The Victoria Falls Anti-Poaching Unit
The Victoria Falls Anti-Poaching Unit is a non-profit organisation dedicated to the conservation of local wildlife and natural resources in and around Victoria Falls. With a City located in one of the most beautiful environments on earth, with unspoiled expanses of wilderness, abundance of wildlife and spectacular settings, it is vitally imperative that support is provided to ensure the protection of the biodiversity which makes this destination so special. Set-up in 1999, VFAPU has worked in close collaboration with the Zimbabwe Parks and Wildlife Management Authority and the Zimbabwe Republic Police to achieve numerous successes. Efforts are not limited to anti-poaching and include support in wildlife rescue and rehabilitation.
Bhejane Trust
Established in 2010, The Bhejane Trust is dedicated to assisting Zimbabwe Parks and Wildlife Management Authority in aspects of the management and operations of the Parks estate in north western Matabeleland.
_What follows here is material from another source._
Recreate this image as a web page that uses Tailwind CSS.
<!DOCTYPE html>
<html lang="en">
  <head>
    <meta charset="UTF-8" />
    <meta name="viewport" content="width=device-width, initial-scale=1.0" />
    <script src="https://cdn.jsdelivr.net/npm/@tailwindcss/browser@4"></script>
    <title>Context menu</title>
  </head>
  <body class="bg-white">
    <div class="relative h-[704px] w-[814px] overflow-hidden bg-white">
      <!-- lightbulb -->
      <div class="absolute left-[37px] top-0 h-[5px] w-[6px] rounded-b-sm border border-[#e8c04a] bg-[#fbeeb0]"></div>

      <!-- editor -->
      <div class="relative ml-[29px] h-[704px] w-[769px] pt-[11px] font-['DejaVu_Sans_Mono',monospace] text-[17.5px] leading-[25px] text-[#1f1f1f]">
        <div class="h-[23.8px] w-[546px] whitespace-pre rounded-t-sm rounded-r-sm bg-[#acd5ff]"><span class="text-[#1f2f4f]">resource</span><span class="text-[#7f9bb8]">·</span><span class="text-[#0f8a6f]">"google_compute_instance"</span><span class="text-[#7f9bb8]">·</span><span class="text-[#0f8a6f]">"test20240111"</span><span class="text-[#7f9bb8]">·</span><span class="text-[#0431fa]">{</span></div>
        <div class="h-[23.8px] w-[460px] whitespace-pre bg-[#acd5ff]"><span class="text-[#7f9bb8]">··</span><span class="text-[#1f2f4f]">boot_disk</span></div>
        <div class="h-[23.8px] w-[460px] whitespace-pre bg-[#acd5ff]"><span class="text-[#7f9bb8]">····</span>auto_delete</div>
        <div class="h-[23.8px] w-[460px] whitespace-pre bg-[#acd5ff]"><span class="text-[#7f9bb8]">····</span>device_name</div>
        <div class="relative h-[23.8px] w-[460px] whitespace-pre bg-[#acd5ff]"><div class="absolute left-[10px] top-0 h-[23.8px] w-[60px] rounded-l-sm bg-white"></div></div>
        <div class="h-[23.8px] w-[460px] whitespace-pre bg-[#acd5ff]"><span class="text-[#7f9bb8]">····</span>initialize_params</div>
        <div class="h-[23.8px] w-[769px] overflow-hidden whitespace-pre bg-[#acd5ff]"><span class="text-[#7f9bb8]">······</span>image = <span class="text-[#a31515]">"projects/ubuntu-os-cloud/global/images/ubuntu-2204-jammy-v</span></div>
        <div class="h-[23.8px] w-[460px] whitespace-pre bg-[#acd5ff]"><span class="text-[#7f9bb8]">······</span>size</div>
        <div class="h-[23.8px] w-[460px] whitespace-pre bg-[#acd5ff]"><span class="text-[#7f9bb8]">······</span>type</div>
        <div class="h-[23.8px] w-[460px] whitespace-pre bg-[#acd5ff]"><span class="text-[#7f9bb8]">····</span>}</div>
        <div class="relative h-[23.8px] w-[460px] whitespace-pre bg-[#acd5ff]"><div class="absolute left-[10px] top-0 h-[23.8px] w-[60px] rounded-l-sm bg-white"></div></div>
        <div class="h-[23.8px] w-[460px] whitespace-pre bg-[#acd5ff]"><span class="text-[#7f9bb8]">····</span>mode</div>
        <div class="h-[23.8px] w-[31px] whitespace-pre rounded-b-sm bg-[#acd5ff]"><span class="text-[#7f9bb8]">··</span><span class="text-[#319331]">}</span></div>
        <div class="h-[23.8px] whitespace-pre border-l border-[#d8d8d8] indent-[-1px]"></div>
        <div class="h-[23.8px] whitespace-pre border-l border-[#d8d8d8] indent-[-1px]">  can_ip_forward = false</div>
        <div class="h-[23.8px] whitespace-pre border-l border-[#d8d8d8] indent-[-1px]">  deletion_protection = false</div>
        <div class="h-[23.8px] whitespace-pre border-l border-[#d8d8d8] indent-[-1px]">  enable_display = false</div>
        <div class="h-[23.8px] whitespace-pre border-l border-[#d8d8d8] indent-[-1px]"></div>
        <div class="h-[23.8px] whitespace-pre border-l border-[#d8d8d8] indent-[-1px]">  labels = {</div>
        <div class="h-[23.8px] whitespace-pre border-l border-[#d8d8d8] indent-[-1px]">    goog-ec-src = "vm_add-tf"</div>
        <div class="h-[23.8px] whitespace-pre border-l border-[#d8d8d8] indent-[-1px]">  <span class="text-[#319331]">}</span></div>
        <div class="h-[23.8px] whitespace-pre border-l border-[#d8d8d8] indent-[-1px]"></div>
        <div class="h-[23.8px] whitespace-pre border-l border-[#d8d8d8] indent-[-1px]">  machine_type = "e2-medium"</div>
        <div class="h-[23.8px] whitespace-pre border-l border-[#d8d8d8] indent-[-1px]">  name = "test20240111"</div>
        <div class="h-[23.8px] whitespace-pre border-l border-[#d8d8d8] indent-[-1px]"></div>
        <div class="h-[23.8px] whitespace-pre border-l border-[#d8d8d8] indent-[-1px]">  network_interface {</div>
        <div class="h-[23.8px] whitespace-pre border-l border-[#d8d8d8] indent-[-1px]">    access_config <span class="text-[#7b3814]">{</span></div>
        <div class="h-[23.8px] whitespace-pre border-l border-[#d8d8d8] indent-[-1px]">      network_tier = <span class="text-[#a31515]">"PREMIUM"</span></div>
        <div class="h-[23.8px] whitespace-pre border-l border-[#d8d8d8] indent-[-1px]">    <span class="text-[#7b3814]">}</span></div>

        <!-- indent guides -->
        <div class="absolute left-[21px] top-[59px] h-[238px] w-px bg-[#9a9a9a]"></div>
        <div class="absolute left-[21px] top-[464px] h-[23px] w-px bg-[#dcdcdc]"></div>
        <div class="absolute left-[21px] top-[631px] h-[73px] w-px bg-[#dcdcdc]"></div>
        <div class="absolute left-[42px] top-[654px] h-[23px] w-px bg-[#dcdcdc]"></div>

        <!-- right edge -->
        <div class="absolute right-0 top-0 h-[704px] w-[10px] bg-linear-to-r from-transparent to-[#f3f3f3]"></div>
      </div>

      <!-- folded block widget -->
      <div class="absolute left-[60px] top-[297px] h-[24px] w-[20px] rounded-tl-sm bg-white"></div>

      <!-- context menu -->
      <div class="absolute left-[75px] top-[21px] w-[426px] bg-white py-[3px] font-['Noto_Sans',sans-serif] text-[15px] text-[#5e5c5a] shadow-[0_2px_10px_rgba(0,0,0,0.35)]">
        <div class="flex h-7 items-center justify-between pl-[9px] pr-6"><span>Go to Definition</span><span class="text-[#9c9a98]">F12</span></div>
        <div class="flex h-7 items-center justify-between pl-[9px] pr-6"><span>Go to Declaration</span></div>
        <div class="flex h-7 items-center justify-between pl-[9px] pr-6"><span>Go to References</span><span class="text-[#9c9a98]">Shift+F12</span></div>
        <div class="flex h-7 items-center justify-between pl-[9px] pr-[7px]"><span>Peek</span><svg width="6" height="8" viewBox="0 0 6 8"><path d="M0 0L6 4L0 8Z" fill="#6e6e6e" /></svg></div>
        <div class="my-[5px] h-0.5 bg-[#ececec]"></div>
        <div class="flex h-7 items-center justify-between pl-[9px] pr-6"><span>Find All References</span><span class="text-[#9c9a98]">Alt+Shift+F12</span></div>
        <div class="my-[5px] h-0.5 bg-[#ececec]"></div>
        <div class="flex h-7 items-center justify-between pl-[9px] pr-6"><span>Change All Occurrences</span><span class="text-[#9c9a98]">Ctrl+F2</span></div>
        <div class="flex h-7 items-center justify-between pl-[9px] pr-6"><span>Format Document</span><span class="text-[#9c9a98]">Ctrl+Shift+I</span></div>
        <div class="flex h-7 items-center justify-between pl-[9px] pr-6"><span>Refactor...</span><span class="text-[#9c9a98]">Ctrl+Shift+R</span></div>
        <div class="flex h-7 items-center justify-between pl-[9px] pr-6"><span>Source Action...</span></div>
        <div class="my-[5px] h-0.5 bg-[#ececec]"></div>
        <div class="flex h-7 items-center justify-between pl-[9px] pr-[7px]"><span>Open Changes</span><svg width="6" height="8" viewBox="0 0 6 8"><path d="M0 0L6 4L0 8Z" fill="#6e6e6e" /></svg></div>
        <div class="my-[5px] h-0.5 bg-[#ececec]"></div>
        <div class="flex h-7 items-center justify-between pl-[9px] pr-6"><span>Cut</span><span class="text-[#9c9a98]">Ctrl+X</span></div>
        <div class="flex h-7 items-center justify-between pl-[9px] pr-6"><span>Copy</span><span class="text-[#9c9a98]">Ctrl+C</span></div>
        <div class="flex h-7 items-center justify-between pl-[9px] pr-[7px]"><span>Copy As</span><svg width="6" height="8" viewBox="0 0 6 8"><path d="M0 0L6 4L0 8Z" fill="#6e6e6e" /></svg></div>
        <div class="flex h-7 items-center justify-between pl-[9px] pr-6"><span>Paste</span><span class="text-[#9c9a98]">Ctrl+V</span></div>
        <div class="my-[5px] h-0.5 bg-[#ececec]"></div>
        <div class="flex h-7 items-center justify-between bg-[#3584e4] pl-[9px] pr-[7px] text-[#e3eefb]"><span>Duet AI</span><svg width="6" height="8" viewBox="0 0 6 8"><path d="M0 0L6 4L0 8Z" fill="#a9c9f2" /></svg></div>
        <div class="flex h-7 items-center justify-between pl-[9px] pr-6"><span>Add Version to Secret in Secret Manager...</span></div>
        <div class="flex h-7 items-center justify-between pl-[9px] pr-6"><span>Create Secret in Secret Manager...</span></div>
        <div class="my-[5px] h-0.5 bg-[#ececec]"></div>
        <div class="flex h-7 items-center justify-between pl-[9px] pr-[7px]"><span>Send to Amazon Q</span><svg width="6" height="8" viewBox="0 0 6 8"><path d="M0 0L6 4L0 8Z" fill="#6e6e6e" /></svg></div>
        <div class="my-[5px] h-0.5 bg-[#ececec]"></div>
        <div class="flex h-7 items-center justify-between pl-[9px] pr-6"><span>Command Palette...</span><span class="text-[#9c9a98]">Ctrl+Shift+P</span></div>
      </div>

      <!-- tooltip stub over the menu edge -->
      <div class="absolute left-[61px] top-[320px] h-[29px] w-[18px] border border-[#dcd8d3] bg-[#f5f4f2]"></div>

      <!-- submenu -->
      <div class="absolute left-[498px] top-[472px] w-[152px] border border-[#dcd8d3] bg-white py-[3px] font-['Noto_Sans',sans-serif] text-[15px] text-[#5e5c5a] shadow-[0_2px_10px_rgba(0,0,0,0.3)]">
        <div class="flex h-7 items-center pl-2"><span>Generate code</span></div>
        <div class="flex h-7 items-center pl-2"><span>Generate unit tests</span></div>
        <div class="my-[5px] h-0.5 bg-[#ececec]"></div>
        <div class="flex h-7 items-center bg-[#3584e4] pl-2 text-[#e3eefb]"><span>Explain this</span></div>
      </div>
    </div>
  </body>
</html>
This includes facilitating anti-poaching and deployments, research work, staff welfare, and a host of other missions, as well as its original Rhino monitoring program. Bhejane Trust has been active in the Chamabonda Vlei in Zambezi National Park for over ten years, reviving and implementing key water points for wildlife to supplement their water supply during the dryer months, and to assist with infrastructure development of viewing platforms and hides within the Park.